Adding Cell Types Supports Drug Discovery of Disease-Modifying Therapies for Neurodegenerative Diseases and Triggues U.S. $6 M Payment to Evotec
Hamburg, Germany, January 7, 2020 – Evotec SE (Frankfurt Stock Exchange: EVT, MDAX/TecDAX, ISIN: DE0005664809) announced today that the Company received a US$ 6 m payment from Bristol-Myers Squibb Company (NYSE:BMY) following the decision to expand the collaboration to include additional cell lines.
Evotec and Celgene, which is now a Bristol-Myers Squibb company, initiated the collaboration in December 2016 to identify disease-modifying treatments for a broad range of neurodegenerative diseases. Currently approved drugs only offer short-term management of patients’ symptoms and there is a huge unmet medical need for therapies that slow down or reverse disease progression in the field of neurodegenerative diseases.
This collaboration pursues an innovative approach to the discovery and development of novel medicines by leveraging several of Evotec’s unique technology platforms in conjunction with the human iPSC based platform, which is one of the largest and most sophisticated platforms in the industry. The iPSC partnership between Bristol-Myers Squibb and Evotec has already been expanded with additional cell lines several times.
Dr Cord Dohrmann, Chief Scientific Officer of Evotec, commented: “We are very pleased about this latest expansion of our iPSC-alliance with Bristol-Myers Squibb. Patient-derived disease models will be instrumental to improving the translatability of pre-clinical discovery efforts into clinical benefits and we are proud to leverage our proprietary iPSC platform together with Bristol-Myers Squibb for the benefit of the patients.”
About Evotec and iPSC
Induced pluripotent stem cells (also known as iPS cells or iPSCs) are a type of pluripotent stem cell that can be generated directly from adult cells. The iPSC technology was pioneered by Shinya Yamanaka’s lab in Kyoto, Japan, who showed in 2006 that the introduction of four specific genes encoding transcription factors could convert adult cells into pluripotent stem cells. He was awarded the 2012 Nobel Prize along with Sir John Gurdon “for the discovery that mature cells can be reprogrammed to become pluripotent”. Pluripotent stem cells hold great promise in the field of regenerative medicine.
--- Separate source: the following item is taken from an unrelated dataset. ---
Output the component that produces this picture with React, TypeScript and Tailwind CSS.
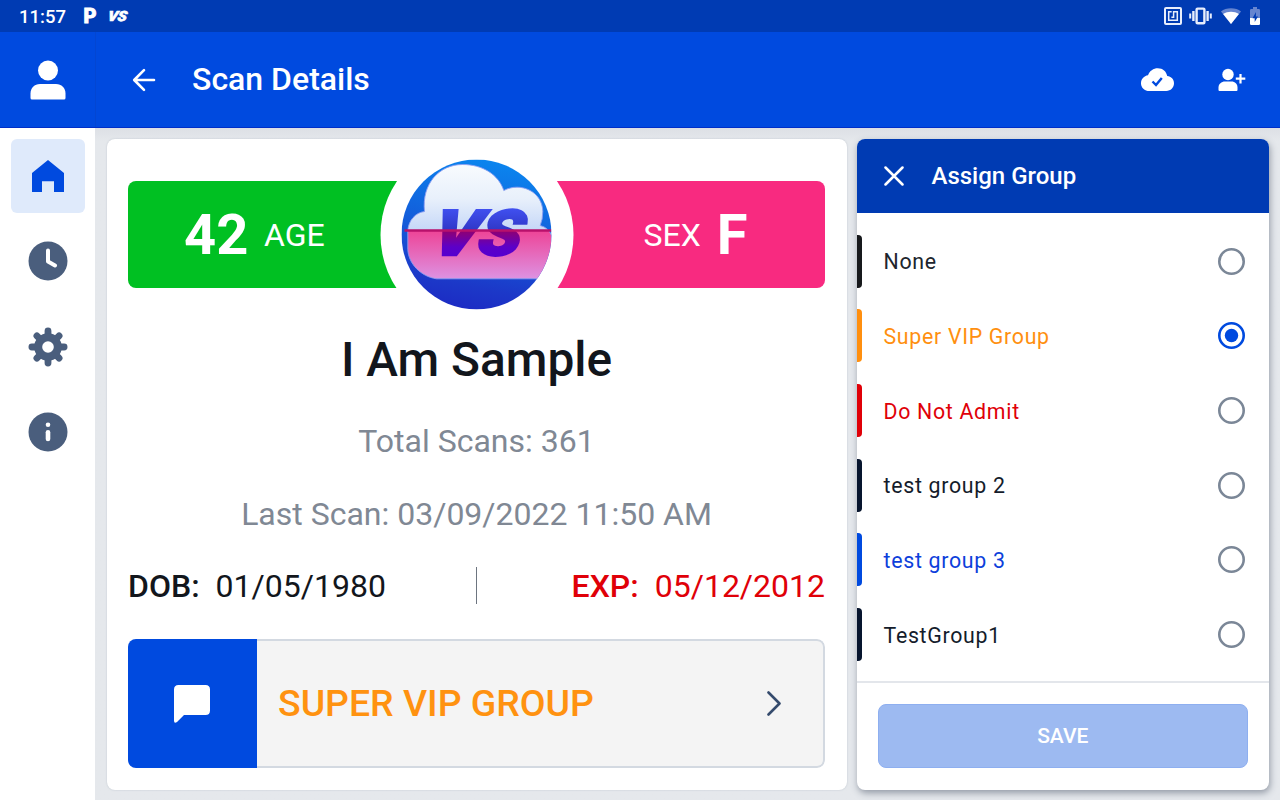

Because they can propagate indefinitely, as well as give rise to every other cell type in the body (such as neurons, heart, pancreatic and liver cells), they represent a single source of cells that could be used to replace those lost to damage or disease.
Evotec has built an industrialised iPSC infrastructure that represents one of the largest and most sophisticated iPSC platforms in the industry. Evotec’s iPSC platform has been developed over the last years with the goal to industrialise iPSC-based drug screening in terms of throughput, reproducibility and robustness to reach the highest industrial standards.